Data excerpt:
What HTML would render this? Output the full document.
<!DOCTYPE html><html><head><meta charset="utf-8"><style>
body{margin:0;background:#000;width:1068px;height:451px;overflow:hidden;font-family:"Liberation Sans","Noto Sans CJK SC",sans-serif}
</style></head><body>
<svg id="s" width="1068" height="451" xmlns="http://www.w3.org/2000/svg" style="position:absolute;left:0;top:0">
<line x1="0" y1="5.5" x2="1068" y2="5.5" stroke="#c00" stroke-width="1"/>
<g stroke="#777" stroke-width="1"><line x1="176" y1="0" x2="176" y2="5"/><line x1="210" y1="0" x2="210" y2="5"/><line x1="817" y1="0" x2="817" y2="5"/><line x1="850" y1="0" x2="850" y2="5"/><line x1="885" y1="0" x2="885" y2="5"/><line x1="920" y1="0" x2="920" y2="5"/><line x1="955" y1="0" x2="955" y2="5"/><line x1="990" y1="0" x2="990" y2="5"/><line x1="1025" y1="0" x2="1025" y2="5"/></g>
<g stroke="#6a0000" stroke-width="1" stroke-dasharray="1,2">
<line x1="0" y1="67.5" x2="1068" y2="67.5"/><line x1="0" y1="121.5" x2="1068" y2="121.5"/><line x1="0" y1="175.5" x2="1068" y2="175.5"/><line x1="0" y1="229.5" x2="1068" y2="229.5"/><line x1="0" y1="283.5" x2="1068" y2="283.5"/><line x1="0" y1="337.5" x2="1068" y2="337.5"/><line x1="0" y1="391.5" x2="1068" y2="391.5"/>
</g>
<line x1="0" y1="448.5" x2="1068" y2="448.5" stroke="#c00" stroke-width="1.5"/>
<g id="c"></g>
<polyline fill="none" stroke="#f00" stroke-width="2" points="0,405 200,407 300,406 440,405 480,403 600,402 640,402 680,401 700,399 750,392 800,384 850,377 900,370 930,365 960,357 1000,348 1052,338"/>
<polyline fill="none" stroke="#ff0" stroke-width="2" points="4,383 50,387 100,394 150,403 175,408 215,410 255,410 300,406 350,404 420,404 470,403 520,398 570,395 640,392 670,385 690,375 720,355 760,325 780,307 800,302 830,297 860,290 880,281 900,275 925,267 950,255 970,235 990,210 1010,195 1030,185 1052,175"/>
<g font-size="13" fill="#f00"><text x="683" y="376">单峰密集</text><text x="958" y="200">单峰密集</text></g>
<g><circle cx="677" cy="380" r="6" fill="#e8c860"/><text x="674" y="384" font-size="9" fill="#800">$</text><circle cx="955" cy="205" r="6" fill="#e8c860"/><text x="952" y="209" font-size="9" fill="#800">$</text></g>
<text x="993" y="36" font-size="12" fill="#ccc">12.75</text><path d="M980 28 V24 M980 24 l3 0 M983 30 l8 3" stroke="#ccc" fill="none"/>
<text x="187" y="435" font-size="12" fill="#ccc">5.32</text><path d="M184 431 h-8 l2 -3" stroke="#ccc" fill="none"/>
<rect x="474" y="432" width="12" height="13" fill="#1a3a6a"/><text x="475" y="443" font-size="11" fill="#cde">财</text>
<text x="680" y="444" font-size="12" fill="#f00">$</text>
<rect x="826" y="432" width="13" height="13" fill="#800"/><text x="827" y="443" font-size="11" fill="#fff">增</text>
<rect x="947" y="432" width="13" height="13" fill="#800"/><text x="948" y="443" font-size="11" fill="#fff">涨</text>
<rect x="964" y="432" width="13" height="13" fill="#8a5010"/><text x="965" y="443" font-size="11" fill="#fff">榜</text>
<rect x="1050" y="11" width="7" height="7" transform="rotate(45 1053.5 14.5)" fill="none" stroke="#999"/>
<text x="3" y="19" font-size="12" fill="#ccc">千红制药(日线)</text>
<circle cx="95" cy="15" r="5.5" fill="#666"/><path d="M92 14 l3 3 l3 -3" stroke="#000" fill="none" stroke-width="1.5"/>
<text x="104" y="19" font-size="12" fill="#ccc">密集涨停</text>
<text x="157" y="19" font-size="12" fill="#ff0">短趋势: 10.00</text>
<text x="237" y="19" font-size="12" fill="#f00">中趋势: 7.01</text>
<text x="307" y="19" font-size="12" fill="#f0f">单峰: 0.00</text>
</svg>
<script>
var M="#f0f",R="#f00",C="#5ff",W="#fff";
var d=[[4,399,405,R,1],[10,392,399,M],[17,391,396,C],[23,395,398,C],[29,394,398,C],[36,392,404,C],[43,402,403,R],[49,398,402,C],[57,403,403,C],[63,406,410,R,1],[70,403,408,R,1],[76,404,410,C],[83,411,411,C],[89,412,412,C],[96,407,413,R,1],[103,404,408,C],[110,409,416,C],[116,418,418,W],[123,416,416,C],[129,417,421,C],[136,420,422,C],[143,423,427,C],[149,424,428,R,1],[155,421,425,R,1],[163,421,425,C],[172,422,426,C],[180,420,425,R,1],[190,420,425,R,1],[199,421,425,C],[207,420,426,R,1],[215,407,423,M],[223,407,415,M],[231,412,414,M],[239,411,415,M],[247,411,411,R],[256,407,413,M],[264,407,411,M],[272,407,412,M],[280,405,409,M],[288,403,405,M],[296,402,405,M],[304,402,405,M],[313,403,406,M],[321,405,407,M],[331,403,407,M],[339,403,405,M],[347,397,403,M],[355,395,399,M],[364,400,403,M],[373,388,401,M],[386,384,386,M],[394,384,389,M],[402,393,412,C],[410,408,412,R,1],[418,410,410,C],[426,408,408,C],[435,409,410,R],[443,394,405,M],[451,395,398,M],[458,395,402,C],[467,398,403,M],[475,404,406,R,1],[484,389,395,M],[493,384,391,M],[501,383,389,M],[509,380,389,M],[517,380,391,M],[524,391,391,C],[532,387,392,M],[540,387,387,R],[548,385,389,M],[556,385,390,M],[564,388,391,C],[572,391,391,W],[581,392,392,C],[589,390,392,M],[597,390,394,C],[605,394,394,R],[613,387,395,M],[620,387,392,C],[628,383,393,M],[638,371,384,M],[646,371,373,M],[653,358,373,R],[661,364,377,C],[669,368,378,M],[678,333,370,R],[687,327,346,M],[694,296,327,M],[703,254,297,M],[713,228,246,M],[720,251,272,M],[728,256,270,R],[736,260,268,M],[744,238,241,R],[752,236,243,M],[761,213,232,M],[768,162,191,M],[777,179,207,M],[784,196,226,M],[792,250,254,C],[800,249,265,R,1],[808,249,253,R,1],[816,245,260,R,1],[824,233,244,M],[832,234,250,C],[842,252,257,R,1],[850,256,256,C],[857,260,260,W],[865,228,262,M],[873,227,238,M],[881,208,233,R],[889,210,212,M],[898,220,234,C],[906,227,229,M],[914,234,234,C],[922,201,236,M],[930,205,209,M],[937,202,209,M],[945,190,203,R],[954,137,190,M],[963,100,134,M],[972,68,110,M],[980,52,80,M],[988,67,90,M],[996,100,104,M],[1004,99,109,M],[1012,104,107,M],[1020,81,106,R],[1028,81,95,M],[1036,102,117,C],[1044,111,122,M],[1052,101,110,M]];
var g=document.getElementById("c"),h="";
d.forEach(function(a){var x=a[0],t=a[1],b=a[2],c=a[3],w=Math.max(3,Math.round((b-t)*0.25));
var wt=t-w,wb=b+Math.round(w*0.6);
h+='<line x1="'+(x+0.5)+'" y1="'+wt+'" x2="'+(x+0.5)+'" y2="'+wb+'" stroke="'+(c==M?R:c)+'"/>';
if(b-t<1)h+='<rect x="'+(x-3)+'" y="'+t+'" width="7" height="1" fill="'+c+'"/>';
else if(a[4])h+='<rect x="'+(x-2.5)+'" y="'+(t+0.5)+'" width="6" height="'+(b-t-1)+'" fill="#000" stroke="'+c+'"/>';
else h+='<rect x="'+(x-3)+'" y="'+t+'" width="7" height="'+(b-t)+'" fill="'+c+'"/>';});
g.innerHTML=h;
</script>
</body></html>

Exercise: Gather up every line in the data above that contains the word "document", copying each one.

Final result:
What HTML would render this? Output the full document.
var g=document.getElementById("c"),h="";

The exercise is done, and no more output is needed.